プロサッカー選手の誰もが胸に宿すものとはいえ、
選手ごとにその抱き方も、考え方も大きく違う。
今シーズンのWE ARE GAMBA OSAKAは、
選手の心の奥底で沸々と煮えたぎる、
それぞれの、プライドを解き明かす。
「考えたこともなかった」そうだ。
自分に『プライド』はあるのか、ないのか。大事にしてきたのか、そうでないのか。ただ、その言葉を目の前にして直感的に浮かんだのは2つの対極にある考えだった。
「セレッソ大阪アカデミーに加入した時に初めてその単語を聞いて、子供ながらに大事なものなんだろうなとは思った気がします。でも、以来、成長の過程で噛み砕いて考えたことはなかったし、今でもそれが自分にあるのかは分かりません。ただ、こうしてキャリアを積んで改めて思うのは、プライドってめちゃくちゃ大事なものであり、すごく危険なものだということ。ガンバのエンブレムを背負うことに対してプライドを持つことは自分の武器になると思いますが、一方で、自身の成長を求める上では邪魔になりかねない。だからこれまでもプライドを意識することがなかったのかも知れない。そこは自分の中で明確に分けて考えなければいけないと思っています」
前者、つまりそれが『武器』になるという考えは、ガンバへの復帰によって改めて芽生えたものだという。直近のJ1リーグ第2節・アルビレックス新潟戦。久しぶりにパナソニックスタジアム吹田のピッチに立った一森はスタンドの熱狂に身震いしつつ、前半は背中から受ける声援を心強く感じながら力に変え、後半は常に視界に捉えていた青黒に染まったスタンドを見ながら「応援されるのは当たり前じゃない」という思いをより強くしていた。

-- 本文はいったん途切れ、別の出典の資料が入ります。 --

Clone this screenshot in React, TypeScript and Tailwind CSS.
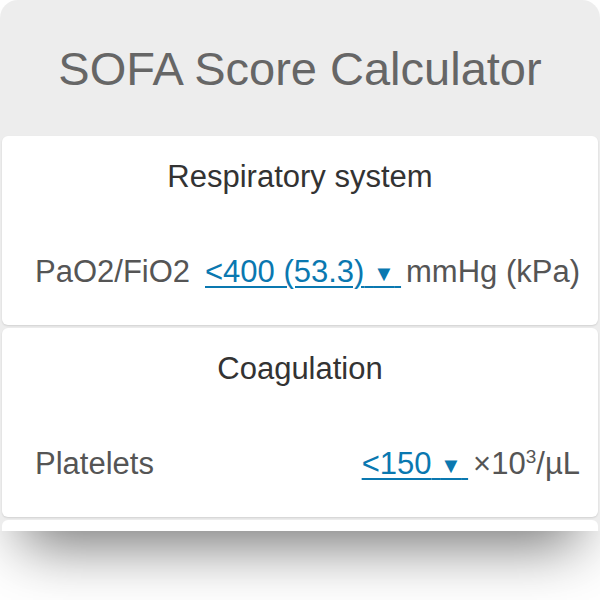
import React from 'react';

const FONT = { fontFamily: '"Liberation Sans", Arial, sans-serif' };

function Select({ value }: { value: string }) {
  return (
    <span className="text-[#0a78b0] underline decoration-[2px] underline-offset-[4px] whitespace-pre cursor-pointer">
      {value} <span className="text-[22px] leading-none align-[1px]">▼</span>
      {'\u2009'}
    </span>
  );
}

function Section({
  title,
  label,
  select,
  unit,
}: {
  title: string;
  label: string;
  select: string;
  unit: React.ReactNode;
}) {
  return (
    <div className="bg-white rounded-md shadow-[0_1px_2px_rgba(0,0,0,0.12)] pt-[22px] pb-[35px] pl-[33px] pr-[18px]">
      <h2 className="text-center text-[31px] leading-[37px] text-[#333] pr-[15px]">{title}</h2>
      <div className="mt-[58px] h-[37px] flex items-center justify-between text-[31px] leading-[37px] text-[#555]">
        <span>{label}</span>
        <span className="flex items-center gap-[5px]">
          <Select value={select} />
          <span>{unit}</span>
        </span>
      </div>
    </div>
  );
}

export default function App() {
  return (
    <div className="w-[600px] h-[600px] bg-white" style={FONT}>
      <div className="h-[531px] overflow-hidden bg-[#ededed] rounded-t-[18px] shadow-[0_36px_56px_-22px_rgba(0,0,0,0.55)]">
        {/* Header */}
        <div className="h-[136px] flex items-center justify-center">
          <h1 className="text-[47px] text-[#666] leading-none">SOFA Score Calculator</h1>
        </div>

        <div className="px-[2px] flex flex-col gap-[3px]">
          <Section
            title="Respiratory system"
            label="PaO2/FiO2"
            select="<400 (53.3)"
            unit="mmHg (kPa)"
          />
          <Section
            title="Coagulation"
            label="Platelets"
            select="<150"
            unit={
              <>
                ×10<sup className="text-[19px] -top-[0.6em]">3</sup>/µL
              </>
            }
          />
          <div className="bg-white rounded-md h-[80px]" />
        </div>
      </div>
    </div>
  );
}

「パナスタ特有の圧力、雰囲気は、どのクラブにあるものではないし、ここでプレーできるチャンスは誰もが得られるものでもない。だからこそ、この環境でプレーできることに改めて感謝もしたし、ここに集う人たちに絶対に喜んでもらいたい、だから勝ちたい、って思いがすごく強くなった。そのことからも、僕にプライドがあるとするなら、それは敵に対してとか、自分を誇示するために振り翳すものではなく、自分自身やチームメイト、スタッフ、家族、ファン・サポーターといった仲間に対して抱くもの。僕にパワーを与えてくれる人たちのために全力を尽くすことがガンバのエンブレムを背負う責任でもあると思っています」
その思いがあるから、時に心を鬼にして強い言葉で仲間を叱咤することもある。実際、今シーズンは練習でも試合でも一森の声がよく響く。「いいぞ!」「ナイスプレー!」ばかりではない。「寄せろ!」「そんなんじゃ変わらないぞ!」「そんなに簡単にやられてしまっていいのか!」。仲良しこよしの集団では、厳しい戦いを勝ち抜けないと思っているからだ。
「本音を言えば、仲間に厳しい言葉は向けたくないです。楽しくワイワイ、サッカーをして勝てるなら、その方がいいに決まっています。サッカーって一人の力で結果を変えられるほど簡単なものではないだけに、僕が厳しい言葉で仲間を叱咤したところですぐにチームが変わるとも思っていません。でも、だからと言って伝えるのをやめようとは思わない。チームのために自分はどんなプレーをして、役割を担って、仲間にどのタイミングどういう声掛けをするべきか。個々が細部までいろんなことを考えて、1つ1つ行動に繋げていくことを継続する先にしか勝利も、強いガンバもないと思うから」
その覚悟がゴールマウスで漂わせる気迫に変わる。